Available data —
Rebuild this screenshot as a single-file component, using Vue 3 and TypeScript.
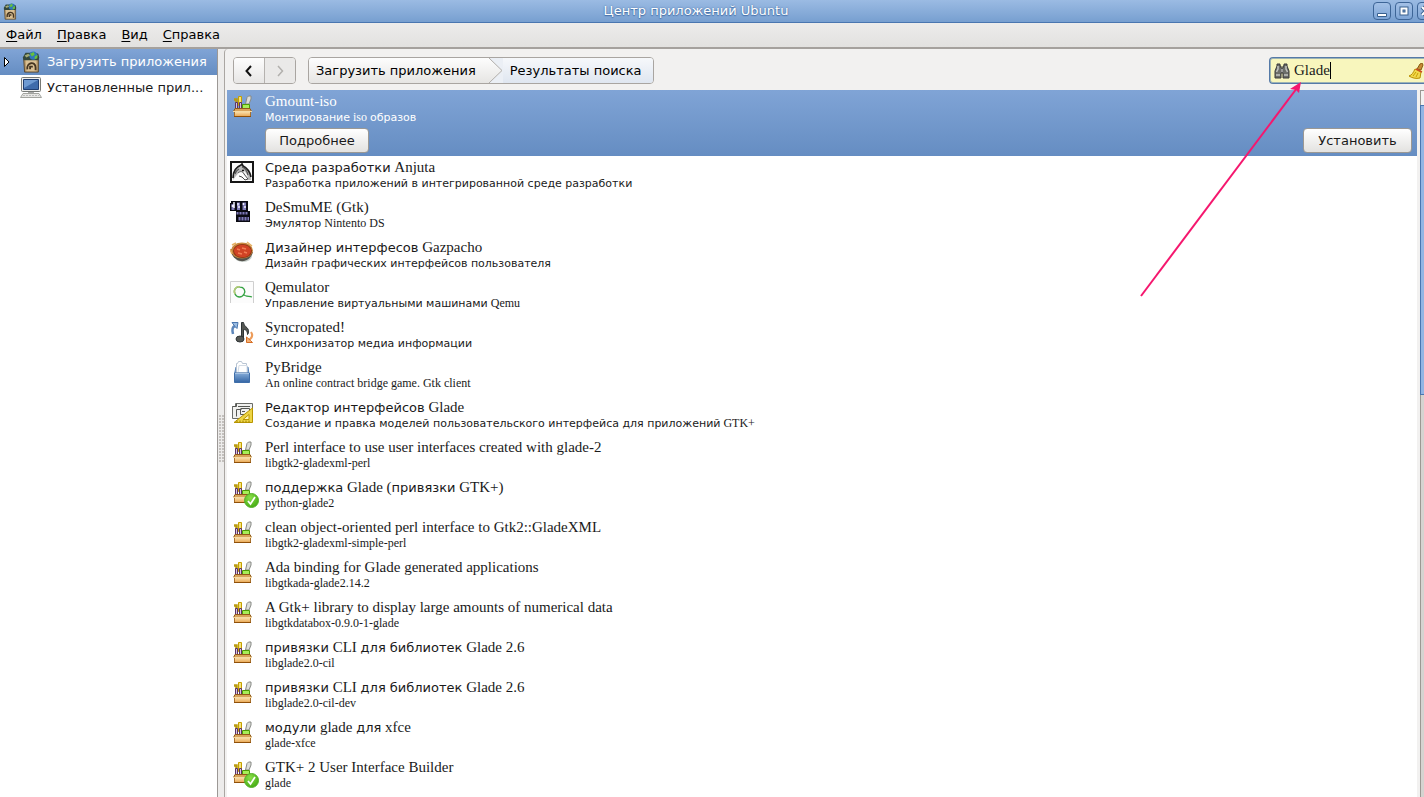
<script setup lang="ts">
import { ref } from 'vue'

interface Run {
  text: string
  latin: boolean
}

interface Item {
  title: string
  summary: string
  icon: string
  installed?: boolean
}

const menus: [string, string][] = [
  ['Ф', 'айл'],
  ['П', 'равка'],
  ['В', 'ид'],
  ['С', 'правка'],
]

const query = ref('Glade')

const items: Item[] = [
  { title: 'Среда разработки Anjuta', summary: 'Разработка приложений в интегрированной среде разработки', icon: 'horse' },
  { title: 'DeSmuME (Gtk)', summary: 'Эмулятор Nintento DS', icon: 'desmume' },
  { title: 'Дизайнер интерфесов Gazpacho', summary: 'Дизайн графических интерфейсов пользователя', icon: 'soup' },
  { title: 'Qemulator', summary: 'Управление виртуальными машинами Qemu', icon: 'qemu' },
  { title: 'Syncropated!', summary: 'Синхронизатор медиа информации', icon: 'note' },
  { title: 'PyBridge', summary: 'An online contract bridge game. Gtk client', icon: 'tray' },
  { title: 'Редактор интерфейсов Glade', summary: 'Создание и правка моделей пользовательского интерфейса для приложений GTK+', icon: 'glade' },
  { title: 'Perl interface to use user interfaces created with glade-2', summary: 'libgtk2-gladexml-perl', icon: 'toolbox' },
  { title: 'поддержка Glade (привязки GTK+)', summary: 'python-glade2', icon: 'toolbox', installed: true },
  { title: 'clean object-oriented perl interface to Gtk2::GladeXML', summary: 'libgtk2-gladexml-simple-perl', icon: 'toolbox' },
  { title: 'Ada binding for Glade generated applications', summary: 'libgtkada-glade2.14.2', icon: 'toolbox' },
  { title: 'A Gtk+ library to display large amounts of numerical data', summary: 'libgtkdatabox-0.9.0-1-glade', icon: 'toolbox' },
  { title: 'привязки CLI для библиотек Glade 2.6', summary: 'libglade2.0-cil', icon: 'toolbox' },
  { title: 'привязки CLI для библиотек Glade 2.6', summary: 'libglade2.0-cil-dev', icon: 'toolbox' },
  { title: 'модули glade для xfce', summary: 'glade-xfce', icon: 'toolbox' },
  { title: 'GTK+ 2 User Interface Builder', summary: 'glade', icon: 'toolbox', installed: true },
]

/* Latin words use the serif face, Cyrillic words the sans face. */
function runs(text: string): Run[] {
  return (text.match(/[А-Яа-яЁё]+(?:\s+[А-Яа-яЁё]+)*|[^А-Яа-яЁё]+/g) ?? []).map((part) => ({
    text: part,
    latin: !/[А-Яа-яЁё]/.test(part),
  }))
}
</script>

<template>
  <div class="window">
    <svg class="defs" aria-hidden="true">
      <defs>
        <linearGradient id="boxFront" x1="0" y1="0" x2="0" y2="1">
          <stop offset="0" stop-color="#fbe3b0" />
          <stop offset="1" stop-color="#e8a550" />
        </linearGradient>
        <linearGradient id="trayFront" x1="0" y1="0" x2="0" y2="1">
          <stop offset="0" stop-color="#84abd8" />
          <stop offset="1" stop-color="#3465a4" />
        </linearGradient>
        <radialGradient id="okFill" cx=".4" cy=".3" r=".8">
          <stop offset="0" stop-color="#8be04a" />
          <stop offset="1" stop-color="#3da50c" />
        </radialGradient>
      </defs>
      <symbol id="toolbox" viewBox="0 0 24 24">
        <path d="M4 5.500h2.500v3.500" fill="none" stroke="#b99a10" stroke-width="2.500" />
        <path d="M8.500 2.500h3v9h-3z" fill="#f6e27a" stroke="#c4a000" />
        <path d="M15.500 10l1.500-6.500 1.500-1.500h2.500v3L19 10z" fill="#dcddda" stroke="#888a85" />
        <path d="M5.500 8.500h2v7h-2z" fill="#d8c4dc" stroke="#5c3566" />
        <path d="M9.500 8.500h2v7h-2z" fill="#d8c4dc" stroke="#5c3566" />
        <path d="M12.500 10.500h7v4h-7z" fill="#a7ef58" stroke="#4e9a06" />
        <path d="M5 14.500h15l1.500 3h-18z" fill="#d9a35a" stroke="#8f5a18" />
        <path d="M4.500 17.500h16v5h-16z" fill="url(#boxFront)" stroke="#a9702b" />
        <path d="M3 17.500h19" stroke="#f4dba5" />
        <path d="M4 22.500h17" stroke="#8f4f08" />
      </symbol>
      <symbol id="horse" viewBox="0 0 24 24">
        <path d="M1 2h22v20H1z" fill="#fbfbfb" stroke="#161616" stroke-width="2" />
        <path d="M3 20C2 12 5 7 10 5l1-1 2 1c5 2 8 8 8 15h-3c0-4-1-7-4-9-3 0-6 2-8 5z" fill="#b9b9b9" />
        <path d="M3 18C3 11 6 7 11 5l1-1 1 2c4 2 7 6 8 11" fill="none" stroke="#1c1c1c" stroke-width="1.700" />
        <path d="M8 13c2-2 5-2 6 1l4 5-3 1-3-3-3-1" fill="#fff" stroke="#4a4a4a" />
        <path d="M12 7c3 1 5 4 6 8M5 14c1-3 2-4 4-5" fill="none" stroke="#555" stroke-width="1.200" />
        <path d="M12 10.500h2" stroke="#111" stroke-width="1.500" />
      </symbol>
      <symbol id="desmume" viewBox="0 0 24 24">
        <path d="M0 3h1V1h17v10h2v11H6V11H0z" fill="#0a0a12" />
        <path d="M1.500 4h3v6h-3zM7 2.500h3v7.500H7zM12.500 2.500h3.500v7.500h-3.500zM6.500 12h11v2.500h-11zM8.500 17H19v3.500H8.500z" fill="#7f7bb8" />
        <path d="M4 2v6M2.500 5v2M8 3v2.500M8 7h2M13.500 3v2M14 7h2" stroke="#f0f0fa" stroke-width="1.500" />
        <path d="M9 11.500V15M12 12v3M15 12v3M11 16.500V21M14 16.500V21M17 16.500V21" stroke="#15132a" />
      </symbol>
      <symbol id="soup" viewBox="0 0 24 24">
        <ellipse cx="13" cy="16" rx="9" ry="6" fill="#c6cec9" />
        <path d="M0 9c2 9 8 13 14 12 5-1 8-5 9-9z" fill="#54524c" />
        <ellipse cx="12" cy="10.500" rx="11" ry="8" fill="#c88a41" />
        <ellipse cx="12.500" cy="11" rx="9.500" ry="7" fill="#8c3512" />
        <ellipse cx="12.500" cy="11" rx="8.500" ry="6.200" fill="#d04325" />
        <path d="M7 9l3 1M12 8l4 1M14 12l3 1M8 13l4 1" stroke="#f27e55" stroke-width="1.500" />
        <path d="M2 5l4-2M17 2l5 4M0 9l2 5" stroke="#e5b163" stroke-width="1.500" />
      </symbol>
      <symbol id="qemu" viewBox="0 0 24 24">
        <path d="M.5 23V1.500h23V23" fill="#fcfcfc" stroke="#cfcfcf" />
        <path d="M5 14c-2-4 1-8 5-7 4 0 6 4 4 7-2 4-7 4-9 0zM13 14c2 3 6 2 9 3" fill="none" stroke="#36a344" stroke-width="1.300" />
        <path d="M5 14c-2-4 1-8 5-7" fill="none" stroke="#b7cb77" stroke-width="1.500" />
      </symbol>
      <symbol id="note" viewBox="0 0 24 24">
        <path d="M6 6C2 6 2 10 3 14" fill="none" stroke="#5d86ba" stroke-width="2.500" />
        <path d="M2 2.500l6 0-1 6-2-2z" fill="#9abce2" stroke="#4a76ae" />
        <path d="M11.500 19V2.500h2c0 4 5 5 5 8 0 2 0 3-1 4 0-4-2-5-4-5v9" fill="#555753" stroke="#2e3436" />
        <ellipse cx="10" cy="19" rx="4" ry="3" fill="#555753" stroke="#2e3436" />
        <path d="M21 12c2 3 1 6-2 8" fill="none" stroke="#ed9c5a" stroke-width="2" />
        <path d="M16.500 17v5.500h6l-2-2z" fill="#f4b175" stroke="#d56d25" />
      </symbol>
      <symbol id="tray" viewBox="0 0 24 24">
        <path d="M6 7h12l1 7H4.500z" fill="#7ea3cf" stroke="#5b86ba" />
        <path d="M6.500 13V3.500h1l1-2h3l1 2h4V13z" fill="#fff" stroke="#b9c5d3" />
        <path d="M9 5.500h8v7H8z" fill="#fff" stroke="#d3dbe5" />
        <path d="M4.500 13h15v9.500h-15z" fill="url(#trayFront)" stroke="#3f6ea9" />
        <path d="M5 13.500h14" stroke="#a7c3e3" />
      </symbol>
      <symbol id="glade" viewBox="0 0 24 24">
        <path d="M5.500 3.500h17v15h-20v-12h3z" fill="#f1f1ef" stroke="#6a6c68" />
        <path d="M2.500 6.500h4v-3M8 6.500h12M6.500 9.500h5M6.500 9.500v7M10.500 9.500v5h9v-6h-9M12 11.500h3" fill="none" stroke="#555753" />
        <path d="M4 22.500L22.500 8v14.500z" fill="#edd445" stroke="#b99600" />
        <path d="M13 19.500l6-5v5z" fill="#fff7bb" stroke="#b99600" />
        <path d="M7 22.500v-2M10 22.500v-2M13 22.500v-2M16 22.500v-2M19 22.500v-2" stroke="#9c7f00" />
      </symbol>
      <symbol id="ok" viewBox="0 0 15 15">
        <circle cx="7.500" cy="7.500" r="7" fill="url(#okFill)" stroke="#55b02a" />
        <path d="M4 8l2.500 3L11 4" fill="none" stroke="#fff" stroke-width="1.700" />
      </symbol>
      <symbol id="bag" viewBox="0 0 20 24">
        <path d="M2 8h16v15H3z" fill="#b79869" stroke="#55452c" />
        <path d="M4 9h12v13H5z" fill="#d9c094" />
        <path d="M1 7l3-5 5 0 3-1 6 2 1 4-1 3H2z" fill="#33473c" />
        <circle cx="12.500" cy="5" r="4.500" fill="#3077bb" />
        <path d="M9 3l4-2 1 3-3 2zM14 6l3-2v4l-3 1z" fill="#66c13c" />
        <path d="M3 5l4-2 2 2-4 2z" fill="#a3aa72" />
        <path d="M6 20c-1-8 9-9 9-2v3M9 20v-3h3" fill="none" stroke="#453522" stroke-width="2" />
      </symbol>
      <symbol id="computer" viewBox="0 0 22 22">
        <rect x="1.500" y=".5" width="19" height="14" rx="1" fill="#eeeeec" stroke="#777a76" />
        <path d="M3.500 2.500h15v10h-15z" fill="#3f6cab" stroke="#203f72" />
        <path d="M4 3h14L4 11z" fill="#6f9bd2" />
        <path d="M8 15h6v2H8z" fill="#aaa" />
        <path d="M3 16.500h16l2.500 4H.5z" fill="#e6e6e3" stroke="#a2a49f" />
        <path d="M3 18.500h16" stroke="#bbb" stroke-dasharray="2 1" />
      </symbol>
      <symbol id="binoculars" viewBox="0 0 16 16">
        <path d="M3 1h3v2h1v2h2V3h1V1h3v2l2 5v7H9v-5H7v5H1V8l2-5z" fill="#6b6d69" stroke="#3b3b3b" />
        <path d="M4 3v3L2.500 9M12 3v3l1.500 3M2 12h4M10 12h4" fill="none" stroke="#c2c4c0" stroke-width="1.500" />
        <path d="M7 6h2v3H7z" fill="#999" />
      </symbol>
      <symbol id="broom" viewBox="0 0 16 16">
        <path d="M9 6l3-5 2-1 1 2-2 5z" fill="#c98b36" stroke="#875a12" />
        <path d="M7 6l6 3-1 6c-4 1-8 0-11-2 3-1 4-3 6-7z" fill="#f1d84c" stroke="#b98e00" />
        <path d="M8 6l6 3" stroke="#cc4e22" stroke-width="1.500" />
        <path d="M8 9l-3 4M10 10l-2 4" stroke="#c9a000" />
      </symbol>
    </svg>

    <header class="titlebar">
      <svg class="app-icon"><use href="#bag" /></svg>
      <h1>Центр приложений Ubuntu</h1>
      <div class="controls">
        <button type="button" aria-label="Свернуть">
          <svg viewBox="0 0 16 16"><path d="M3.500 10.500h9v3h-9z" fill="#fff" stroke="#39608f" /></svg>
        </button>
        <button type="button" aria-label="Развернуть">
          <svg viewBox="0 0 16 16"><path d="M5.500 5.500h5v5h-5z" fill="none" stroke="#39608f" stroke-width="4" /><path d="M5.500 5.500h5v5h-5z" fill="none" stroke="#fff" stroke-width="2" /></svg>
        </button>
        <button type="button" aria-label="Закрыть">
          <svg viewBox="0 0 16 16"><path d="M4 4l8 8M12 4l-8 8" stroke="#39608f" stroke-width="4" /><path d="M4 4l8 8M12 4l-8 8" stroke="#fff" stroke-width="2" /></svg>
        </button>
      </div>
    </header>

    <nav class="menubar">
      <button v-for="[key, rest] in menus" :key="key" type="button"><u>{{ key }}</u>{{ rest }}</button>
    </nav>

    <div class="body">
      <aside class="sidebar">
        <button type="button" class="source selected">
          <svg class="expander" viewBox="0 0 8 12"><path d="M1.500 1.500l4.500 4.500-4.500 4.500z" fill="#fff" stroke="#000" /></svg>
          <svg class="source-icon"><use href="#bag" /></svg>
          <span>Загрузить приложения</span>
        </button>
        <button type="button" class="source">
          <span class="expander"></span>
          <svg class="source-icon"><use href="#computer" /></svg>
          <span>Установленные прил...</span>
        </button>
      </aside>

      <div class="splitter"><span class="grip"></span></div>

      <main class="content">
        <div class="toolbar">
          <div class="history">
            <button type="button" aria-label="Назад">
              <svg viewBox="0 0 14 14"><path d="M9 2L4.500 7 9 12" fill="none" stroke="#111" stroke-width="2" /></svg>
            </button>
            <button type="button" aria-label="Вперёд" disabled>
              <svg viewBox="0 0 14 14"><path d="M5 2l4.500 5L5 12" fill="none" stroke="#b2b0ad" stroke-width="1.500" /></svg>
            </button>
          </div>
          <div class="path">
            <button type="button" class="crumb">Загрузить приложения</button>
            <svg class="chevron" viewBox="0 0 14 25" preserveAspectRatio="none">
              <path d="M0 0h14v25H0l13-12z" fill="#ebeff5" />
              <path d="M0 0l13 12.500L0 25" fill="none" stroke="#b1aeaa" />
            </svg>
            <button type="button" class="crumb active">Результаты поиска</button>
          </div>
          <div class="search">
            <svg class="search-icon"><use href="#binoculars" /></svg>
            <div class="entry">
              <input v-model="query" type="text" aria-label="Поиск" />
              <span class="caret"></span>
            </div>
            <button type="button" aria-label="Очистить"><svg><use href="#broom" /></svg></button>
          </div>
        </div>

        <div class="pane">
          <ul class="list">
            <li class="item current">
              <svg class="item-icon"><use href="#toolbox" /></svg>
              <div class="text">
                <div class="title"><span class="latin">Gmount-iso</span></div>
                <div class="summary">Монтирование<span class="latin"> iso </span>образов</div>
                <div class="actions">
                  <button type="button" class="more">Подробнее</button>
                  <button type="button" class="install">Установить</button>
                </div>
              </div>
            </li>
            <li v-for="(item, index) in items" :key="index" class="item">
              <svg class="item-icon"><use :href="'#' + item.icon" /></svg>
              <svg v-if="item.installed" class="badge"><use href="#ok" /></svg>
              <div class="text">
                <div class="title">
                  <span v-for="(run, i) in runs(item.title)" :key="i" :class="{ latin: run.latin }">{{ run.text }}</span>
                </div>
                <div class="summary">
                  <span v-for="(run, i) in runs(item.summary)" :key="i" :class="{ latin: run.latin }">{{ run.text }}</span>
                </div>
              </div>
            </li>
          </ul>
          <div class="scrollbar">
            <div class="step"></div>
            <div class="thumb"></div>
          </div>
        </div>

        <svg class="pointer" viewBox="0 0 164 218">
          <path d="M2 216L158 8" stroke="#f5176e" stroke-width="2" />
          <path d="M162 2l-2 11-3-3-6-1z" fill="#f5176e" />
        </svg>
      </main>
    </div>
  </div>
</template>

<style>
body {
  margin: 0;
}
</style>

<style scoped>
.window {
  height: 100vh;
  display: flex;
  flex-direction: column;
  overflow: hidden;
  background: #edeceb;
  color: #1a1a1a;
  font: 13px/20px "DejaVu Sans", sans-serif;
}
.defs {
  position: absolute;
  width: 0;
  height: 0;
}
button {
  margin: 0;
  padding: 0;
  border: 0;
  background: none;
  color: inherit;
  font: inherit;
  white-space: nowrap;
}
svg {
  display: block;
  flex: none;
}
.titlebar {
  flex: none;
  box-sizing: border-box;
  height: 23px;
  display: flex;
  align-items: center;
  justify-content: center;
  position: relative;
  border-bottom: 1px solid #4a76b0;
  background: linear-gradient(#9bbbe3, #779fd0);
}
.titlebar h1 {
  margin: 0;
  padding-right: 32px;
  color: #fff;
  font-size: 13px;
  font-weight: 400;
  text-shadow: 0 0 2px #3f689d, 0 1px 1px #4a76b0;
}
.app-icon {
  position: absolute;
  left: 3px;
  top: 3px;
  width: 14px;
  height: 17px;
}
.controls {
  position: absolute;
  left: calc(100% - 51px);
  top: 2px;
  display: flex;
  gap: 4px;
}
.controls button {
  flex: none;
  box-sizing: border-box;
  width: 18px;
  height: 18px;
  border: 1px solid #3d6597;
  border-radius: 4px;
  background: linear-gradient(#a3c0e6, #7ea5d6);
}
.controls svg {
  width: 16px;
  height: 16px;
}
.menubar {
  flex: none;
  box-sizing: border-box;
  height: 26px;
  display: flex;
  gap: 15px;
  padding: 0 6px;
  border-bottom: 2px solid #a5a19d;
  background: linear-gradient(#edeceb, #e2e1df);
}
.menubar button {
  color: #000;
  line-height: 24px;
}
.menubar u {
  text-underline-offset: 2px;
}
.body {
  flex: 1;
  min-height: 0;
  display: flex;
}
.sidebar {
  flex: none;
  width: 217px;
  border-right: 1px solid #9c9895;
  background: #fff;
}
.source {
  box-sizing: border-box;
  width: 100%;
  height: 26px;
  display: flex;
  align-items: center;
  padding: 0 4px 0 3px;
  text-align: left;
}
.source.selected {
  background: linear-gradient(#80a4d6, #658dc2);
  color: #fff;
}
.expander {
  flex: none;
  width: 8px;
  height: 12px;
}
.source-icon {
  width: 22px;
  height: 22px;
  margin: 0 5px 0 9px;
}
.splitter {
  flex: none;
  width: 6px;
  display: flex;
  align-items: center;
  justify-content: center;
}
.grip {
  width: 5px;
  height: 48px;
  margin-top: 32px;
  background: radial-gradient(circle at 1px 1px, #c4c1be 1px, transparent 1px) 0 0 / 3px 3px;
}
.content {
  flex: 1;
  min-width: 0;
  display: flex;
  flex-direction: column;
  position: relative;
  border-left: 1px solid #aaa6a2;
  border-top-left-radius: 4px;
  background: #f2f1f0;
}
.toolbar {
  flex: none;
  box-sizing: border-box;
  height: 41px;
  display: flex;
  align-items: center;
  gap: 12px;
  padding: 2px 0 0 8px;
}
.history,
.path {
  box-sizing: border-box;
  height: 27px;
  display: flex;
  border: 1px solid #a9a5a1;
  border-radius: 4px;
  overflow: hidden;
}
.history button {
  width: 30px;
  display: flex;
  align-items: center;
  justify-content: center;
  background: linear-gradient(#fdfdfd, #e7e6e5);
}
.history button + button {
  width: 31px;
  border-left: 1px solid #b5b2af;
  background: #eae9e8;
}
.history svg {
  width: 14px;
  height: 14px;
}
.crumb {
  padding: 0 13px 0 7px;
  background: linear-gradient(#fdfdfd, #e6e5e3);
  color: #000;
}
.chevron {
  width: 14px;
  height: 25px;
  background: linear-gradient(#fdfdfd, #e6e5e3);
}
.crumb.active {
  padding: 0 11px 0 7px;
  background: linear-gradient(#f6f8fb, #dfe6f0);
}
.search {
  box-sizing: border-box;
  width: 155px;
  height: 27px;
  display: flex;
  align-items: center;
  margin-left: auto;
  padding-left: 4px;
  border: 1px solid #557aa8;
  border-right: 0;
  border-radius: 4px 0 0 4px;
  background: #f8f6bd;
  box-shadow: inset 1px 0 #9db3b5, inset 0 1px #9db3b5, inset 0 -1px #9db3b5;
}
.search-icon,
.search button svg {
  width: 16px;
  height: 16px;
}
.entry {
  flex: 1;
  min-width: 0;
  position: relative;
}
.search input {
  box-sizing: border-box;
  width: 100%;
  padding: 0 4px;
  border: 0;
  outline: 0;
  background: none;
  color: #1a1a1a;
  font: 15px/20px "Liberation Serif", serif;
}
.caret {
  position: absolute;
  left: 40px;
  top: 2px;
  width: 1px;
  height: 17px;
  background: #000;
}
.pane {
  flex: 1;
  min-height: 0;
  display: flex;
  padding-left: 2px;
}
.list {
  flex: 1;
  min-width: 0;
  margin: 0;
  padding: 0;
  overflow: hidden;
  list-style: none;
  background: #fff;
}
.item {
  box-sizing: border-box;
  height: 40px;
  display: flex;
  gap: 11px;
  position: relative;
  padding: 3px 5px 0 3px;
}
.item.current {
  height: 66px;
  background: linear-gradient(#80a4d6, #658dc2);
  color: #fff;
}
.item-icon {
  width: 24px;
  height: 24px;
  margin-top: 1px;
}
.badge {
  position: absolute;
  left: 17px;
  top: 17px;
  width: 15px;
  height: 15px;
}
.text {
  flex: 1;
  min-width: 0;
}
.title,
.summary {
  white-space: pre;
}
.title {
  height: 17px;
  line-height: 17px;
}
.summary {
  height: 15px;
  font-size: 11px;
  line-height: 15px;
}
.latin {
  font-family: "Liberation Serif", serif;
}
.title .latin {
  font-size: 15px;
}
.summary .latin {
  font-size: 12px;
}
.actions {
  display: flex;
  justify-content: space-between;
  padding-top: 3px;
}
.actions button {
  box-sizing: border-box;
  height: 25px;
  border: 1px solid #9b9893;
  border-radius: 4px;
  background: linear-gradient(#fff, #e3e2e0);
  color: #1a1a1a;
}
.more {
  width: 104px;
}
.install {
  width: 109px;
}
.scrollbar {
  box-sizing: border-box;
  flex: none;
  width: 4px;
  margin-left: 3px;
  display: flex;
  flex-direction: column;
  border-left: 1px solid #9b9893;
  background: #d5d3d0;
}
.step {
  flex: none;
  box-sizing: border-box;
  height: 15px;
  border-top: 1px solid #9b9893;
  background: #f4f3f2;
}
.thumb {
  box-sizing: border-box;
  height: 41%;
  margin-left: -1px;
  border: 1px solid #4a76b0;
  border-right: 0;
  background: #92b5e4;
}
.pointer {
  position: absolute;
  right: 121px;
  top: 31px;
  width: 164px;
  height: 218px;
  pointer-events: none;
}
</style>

Directions —
Exactly as written, please give again the lines from the beginning of the listing through the line containing "const query = ref('Glade')", inclusive, without any pictures.

Output of the exercise —
Rebuild this screenshot as a single-file component, using Vue 3 and TypeScript.
<script setup lang="ts">
import { ref } from 'vue'

interface Run {
  text: string
  latin: boolean
}

interface Item {
  title: string
  summary: string
  icon: string
  installed?: boolean
}

const menus: [string, string][] = [
  ['Ф', 'айл'],
  ['П', 'равка'],
  ['В', 'ид'],
  ['С', 'правка'],
]

const query = ref('Glade')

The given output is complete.